— start Data provided —

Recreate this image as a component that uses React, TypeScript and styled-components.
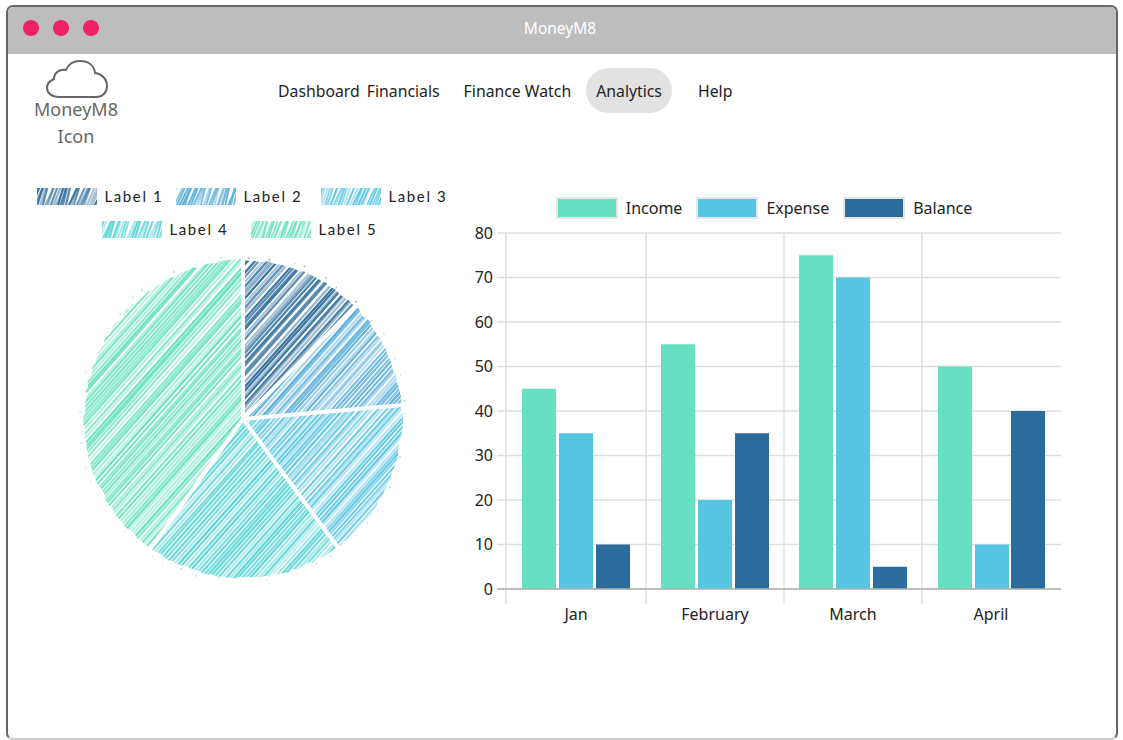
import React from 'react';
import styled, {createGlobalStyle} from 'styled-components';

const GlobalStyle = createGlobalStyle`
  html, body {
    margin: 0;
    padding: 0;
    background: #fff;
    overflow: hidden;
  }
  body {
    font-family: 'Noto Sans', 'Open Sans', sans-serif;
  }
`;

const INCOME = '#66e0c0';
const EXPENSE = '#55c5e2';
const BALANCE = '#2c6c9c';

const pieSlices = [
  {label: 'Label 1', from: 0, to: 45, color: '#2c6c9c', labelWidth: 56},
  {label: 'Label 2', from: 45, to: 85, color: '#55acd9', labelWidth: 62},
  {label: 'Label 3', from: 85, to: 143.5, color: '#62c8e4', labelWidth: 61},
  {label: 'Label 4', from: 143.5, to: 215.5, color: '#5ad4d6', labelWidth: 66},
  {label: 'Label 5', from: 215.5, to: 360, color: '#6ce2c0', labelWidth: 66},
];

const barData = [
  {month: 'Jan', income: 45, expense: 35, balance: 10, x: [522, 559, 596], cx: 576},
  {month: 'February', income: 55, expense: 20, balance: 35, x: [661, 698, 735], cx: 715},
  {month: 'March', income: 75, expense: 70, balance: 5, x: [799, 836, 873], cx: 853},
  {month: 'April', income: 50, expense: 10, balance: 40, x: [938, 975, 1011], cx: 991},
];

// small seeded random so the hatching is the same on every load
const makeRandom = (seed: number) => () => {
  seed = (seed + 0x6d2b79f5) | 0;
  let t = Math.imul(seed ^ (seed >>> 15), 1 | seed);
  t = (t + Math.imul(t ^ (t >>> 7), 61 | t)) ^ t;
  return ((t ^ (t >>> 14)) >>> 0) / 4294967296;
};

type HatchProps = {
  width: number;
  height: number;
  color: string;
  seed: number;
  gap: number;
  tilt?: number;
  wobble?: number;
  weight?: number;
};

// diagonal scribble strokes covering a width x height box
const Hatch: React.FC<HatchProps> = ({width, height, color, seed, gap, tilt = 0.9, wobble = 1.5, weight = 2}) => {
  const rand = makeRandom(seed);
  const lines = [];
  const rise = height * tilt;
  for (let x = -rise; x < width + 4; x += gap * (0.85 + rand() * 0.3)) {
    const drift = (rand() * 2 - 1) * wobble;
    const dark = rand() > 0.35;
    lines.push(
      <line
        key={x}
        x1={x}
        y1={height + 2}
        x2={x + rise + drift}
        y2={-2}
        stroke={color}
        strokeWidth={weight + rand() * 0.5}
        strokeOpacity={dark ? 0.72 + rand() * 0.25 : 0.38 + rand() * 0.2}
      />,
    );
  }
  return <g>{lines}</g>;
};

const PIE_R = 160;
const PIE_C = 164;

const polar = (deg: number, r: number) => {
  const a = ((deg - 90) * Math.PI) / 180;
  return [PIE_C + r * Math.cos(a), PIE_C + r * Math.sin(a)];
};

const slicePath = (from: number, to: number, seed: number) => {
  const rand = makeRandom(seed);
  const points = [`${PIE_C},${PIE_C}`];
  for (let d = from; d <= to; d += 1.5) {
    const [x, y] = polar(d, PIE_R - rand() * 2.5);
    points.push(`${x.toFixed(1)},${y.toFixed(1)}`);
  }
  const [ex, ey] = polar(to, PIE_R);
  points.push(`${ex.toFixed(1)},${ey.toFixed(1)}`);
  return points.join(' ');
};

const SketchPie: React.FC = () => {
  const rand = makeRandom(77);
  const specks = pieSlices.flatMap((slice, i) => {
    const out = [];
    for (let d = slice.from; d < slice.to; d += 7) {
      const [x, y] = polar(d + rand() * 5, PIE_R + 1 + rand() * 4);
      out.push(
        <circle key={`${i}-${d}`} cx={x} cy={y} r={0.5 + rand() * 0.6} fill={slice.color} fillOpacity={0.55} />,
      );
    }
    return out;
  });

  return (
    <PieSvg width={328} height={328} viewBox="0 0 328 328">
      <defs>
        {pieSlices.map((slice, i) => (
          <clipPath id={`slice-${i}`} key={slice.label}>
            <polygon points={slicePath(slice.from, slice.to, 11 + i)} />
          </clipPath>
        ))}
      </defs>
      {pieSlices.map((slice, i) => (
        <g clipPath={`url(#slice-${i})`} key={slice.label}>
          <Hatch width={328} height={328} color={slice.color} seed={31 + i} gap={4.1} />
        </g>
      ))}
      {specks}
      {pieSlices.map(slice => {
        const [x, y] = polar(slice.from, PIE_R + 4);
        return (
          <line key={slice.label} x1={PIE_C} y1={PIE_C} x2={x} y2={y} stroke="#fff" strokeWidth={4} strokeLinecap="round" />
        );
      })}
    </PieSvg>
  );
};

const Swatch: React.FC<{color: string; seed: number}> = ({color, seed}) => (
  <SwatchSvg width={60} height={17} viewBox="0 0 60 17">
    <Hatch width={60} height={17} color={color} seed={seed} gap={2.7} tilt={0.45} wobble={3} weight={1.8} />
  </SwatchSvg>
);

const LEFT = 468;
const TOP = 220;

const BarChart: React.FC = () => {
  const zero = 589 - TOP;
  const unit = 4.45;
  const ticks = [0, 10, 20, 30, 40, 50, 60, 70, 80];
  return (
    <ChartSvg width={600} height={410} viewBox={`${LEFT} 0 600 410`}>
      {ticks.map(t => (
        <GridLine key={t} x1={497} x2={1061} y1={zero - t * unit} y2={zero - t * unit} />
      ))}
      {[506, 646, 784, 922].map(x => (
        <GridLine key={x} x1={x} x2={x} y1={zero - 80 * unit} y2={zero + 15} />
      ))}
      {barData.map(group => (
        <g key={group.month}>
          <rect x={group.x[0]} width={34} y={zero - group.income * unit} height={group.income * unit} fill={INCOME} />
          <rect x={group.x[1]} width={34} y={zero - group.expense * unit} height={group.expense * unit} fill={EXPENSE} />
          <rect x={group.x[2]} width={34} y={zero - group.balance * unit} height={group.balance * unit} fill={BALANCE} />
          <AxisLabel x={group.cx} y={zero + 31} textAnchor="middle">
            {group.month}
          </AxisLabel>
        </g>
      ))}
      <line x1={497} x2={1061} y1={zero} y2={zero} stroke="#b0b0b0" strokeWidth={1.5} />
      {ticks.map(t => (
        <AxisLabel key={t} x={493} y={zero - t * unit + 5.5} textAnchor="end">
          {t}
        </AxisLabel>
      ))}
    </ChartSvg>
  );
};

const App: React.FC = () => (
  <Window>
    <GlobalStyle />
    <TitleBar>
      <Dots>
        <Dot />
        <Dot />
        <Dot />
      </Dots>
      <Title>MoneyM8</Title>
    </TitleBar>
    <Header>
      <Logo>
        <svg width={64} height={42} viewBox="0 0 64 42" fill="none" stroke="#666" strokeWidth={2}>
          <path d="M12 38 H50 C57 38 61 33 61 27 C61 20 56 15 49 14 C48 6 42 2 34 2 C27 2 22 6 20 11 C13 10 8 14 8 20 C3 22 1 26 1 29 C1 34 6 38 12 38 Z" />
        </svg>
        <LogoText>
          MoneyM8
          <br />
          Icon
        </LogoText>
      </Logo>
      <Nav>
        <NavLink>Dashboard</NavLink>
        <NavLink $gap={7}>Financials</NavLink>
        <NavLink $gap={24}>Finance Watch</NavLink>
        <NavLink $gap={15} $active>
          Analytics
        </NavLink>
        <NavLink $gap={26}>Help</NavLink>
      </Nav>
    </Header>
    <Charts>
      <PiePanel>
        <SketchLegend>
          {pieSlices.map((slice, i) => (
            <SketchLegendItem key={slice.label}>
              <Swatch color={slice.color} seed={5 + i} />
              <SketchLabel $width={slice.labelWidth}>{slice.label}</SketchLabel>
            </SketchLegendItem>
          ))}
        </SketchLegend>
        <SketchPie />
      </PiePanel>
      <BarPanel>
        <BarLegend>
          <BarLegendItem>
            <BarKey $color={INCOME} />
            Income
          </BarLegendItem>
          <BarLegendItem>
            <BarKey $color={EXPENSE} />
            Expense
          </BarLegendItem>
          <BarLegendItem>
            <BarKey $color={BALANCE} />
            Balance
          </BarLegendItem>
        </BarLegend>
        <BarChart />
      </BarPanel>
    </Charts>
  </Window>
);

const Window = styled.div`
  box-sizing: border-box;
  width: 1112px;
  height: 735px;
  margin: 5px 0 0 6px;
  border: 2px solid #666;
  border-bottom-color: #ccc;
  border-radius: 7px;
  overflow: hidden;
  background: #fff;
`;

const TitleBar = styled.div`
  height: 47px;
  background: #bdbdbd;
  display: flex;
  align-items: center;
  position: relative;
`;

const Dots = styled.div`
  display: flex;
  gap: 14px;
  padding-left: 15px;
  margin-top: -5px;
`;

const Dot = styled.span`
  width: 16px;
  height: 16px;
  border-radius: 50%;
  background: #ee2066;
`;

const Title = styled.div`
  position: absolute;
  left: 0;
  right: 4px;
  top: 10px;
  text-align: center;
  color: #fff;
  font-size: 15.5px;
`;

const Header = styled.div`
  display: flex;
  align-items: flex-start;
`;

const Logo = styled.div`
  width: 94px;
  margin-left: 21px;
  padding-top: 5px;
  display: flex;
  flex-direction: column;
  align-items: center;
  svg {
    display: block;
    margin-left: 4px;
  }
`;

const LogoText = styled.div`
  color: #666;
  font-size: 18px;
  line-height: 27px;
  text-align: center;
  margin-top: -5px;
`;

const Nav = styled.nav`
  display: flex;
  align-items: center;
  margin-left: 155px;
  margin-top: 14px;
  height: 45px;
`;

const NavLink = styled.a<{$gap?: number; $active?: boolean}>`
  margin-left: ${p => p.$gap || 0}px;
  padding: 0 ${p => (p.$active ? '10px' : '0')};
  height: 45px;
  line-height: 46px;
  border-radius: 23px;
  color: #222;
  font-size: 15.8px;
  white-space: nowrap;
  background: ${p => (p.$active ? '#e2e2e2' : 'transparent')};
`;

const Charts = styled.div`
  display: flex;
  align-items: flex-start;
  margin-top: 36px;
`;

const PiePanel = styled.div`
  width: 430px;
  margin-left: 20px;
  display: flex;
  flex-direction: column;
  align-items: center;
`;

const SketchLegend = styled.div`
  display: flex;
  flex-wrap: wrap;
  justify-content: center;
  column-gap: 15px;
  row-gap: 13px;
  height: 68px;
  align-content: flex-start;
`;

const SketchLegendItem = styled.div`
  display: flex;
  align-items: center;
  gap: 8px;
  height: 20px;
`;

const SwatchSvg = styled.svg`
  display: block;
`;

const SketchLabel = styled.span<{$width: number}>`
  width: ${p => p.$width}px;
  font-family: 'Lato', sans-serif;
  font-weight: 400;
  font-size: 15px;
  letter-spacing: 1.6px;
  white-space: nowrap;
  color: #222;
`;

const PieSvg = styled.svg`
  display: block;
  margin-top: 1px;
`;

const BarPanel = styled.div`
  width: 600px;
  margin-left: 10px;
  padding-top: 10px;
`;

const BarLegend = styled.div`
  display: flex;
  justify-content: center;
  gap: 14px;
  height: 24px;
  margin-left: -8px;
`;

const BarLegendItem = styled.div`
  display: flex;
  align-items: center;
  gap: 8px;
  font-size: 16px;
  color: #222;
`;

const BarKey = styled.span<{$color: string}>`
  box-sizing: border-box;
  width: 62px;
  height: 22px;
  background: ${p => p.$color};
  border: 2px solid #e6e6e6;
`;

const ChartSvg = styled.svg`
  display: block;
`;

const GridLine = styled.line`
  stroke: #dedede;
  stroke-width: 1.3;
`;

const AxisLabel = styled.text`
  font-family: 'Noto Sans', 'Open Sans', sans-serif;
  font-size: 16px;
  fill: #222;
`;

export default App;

— end Data provided —

What is expected - Restate the material word for word from its first line through the line containing "const BALANCE = '#2c6c9c';", both included; the pictures do not belong in it.

Result for this task -
Recreate this image as a component that uses React, TypeScript and styled-components.
import React from 'react';
import styled, {createGlobalStyle} from 'styled-components';

const GlobalStyle = createGlobalStyle`
  html, body {
    margin: 0;
    padding: 0;
    background: #fff;
    overflow: hidden;
  }
  body {
    font-family: 'Noto Sans', 'Open Sans', sans-serif;
  }
`;

const INCOME = '#66e0c0';
const EXPENSE = '#55c5e2';
const BALANCE = '#2c6c9c';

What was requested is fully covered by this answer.